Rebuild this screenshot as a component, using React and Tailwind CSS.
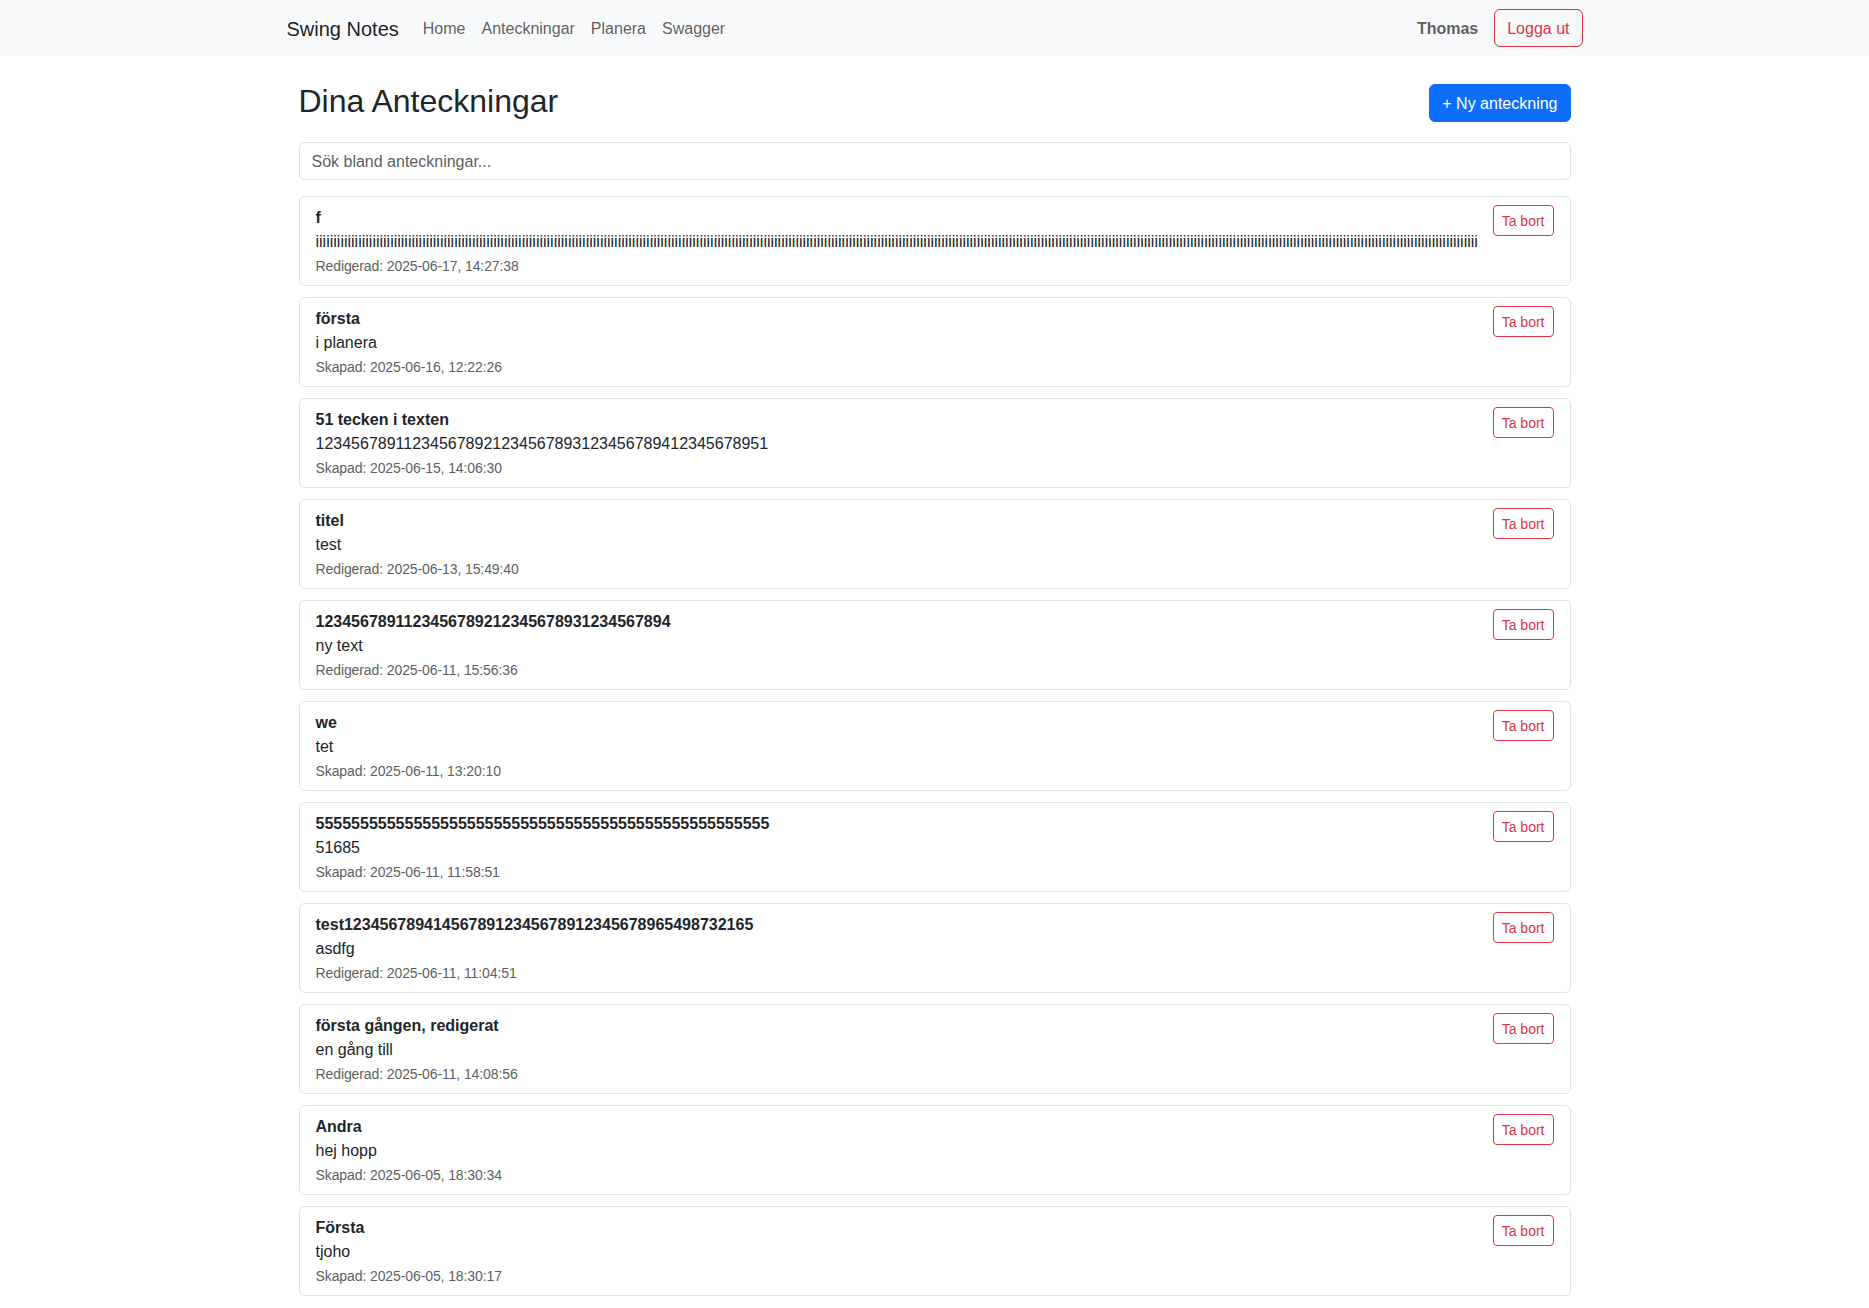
import React, { useState } from 'react';

const notes = [
  { title: 'f', body: 'i'.repeat(327), meta: 'Redigerad: 2025-06-17, 14:27:38' },
  { title: 'första', body: 'i planera', meta: 'Skapad: 2025-06-16, 12:22:26' },
  { title: '51 tecken i texten', body: '123456789112345678921234567893123456789412345678951', meta: 'Skapad: 2025-06-15, 14:06:30' },
  { title: 'titel', body: 'test', meta: 'Redigerad: 2025-06-13, 15:49:40' },
  { title: '1234567891123456789212345678931234567894', body: 'ny text', meta: 'Redigerad: 2025-06-11, 15:56:36' },
  { title: 'we', body: 'tet', meta: 'Skapad: 2025-06-11, 13:20:10' },
  { title: '5'.repeat(51), body: '51685', meta: 'Skapad: 2025-06-11, 11:58:51' },
  { title: 'test1234567894145678912345678912345678965498732165', body: 'asdfg', meta: 'Redigerad: 2025-06-11, 11:04:51' },
  { title: 'första gången, redigerat', body: 'en gång till', meta: 'Redigerad: 2025-06-11, 14:08:56' },
  { title: 'Andra', body: 'hej hopp', meta: 'Skapad: 2025-06-05, 18:30:34' },
  { title: 'Första', body: 'tjoho', meta: 'Skapad: 2025-06-05, 18:30:17' },
];

const NoteCard = ({ note }) => (
  <div className="mb-[11px] flex items-start justify-between rounded-md border border-[#dee2e6] bg-white px-4 pt-[9px] pb-[7px]">
    <div className="min-w-0">
      <div className="font-bold leading-6">{note.title}</div>
      <div className="leading-6 whitespace-nowrap">{note.body}</div>
      <div className="leading-6">
        <small className="text-[14px] tracking-[-0.1px] text-[#5c5f62]">{note.meta}</small>
      </div>
    </div>
    <button className="-mt-px ml-2 shrink-0 rounded-[4px] border border-[#dc3545] bg-white px-2 pt-[5px] pb-[3px] text-[14px] leading-[21px] text-[#dc3545]">
      Ta bort
    </button>
  </div>
);

const App = () => {
  const [search, setSearch] = useState('');

  return (
    <div className="min-h-screen bg-white font-['Liberation_Sans',Arial,sans-serif] text-[16px] text-[#212529]">
      {/* Navbar */}
      <nav className="h-14 bg-[#f8f9fa]">
        <div className="mx-auto flex h-full max-w-[1320px] items-center px-3">
          <span className="mr-4 pt-[6px] pb-[4px] text-[20px] leading-[30px] text-[#000000e6]">Swing Notes</span>
          <div className="flex">
            {['Home', 'Anteckningar', 'Planera', 'Swagger'].map(link => (
              <a key={link} className="px-2 pt-[9px] pb-[7px] leading-6 text-[#000000a6]">{link}</a>
            ))}
          </div>
          <div className="ml-auto flex items-center">
            <span className="mr-4 pt-px font-bold text-[#000000a6]">Thomas</span>
            <button className="rounded-md border border-[#dc3545] px-3 pt-[7px] pb-[5px] leading-6 text-[#dc3545]">
              Logga ut
            </button>
          </div>
        </div>
      </nav>

      <div className="mx-auto mt-6 max-w-[1320px] px-6">
        {/* Header */}
        <div className="mb-4 flex items-center justify-between">
          <h2 className="mb-[6px] pt-[2px] text-[32px] leading-[38.4px] font-normal">Dina Anteckningar</h2>
          <button className="rounded-md border border-[#0d6efd] bg-[#0d6efd] px-3 pt-[7px] pb-[5px] leading-6 text-white">
            + Ny anteckning
          </button>
        </div>

        {/* Search */}
        <input
          type="text"
          value={search}
          onChange={e => setSearch(e.target.value)}
          placeholder="Sök bland anteckningar..."
          className="mb-4 block w-full rounded-md border border-[#dee2e6] px-3 pt-[7px] pb-[5px] leading-6 text-[#212529] outline-none placeholder:text-[#5c5f62]"
        />

        {/* Notes */}
        <div>
          {notes
            .filter(n => (n.title + n.body).toLowerCase().includes(search.toLowerCase()))
            .map((note, i) => (
              <NoteCard key={i} note={note} />
            ))}
        </div>
      </div>
    </div>
  );
};

export default App;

REQUIREMENT
Quote the preceding listing precisely and completely, omitting its images.

EXPECTED ANSWER
Rebuild this screenshot as a component, using React and Tailwind CSS.
import React, { useState } from 'react';

const notes = [
  { title: 'f', body: 'i'.repeat(327), meta: 'Redigerad: 2025-06-17, 14:27:38' },
  { title: 'första', body: 'i planera', meta: 'Skapad: 2025-06-16, 12:22:26' },
  { title: '51 tecken i texten', body: '123456789112345678921234567893123456789412345678951', meta: 'Skapad: 2025-06-15, 14:06:30' },
  { title: 'titel', body: 'test', meta: 'Redigerad: 2025-06-13, 15:49:40' },
  { title: '1234567891123456789212345678931234567894', body: 'ny text', meta: 'Redigerad: 2025-06-11, 15:56:36' },
  { title: 'we', body: 'tet', meta: 'Skapad: 2025-06-11, 13:20:10' },
  { title: '5'.repeat(51), body: '51685', meta: 'Skapad: 2025-06-11, 11:58:51' },
  { title: 'test1234567894145678912345678912345678965498732165', body: 'asdfg', meta: 'Redigerad: 2025-06-11, 11:04:51' },
  { title: 'första gången, redigerat', body: 'en gång till', meta: 'Redigerad: 2025-06-11, 14:08:56' },
  { title: 'Andra', body: 'hej hopp', meta: 'Skapad: 2025-06-05, 18:30:34' },
  { title: 'Första', body: 'tjoho', meta: 'Skapad: 2025-06-05, 18:30:17' },
];

const NoteCard = ({ note }) => (
  <div className="mb-[11px] flex items-start justify-between rounded-md border border-[#dee2e6] bg-white px-4 pt-[9px] pb-[7px]">
    <div className="min-w-0">
      <div className="font-bold leading-6">{note.title}</div>
      <div className="leading-6 whitespace-nowrap">{note.body}</div>
      <div className="leading-6">
        <small className="text-[14px] tracking-[-0.1px] text-[#5c5f62]">{note.meta}</small>
      </div>
    </div>
    <button className="-mt-px ml-2 shrink-0 rounded-[4px] border border-[#dc3545] bg-white px-2 pt-[5px] pb-[3px] text-[14px] leading-[21px] text-[#dc3545]">
      Ta bort
    </button>
  </div>
);

const App = () => {
  const [search, setSearch] = useState('');

  return (
    <div className="min-h-screen bg-white font-['Liberation_Sans',Arial,sans-serif] text-[16px] text-[#212529]">
      {/* Navbar */}
      <nav className="h-14 bg-[#f8f9fa]">
        <div className="mx-auto flex h-full max-w-[1320px] items-center px-3">
          <span className="mr-4 pt-[6px] pb-[4px] text-[20px] leading-[30px] text-[#000000e6]">Swing Notes</span>
          <div className="flex">
            {['Home', 'Anteckningar', 'Planera', 'Swagger'].map(link => (
              <a key={link} className="px-2 pt-[9px] pb-[7px] leading-6 text-[#000000a6]">{link}</a>
            ))}
          </div>
          <div className="ml-auto flex items-center">
            <span className="mr-4 pt-px font-bold text-[#000000a6]">Thomas</span>
            <button className="rounded-md border border-[#dc3545] px-3 pt-[7px] pb-[5px] leading-6 text-[#dc3545]">
              Logga ut
            </button>
          </div>
        </div>
      </nav>

      <div className="mx-auto mt-6 max-w-[1320px] px-6">
        {/* Header */}
        <div className="mb-4 flex items-center justify-between">
          <h2 className="mb-[6px] pt-[2px] text-[32px] leading-[38.4px] font-normal">Dina Anteckningar</h2>
          <button className="rounded-md border border-[#0d6efd] bg-[#0d6efd] px-3 pt-[7px] pb-[5px] leading-6 text-white">
            + Ny anteckning
          </button>
        </div>

        {/* Search */}
        <input
          type="text"
          value={search}
          onChange={e => setSearch(e.target.value)}
          placeholder="Sök bland anteckningar..."
          className="mb-4 block w-full rounded-md border border-[#dee2e6] px-3 pt-[7px] pb-[5px] leading-6 text-[#212529] outline-none placeholder:text-[#5c5f62]"
        />

        {/* Notes */}
        <div>
          {notes
            .filter(n => (n.title + n.body).toLowerCase().includes(search.toLowerCase()))
            .map((note, i) => (
              <NoteCard key={i} note={note} />
            ))}
        </div>
      </div>
    </div>
  );
};

export default App;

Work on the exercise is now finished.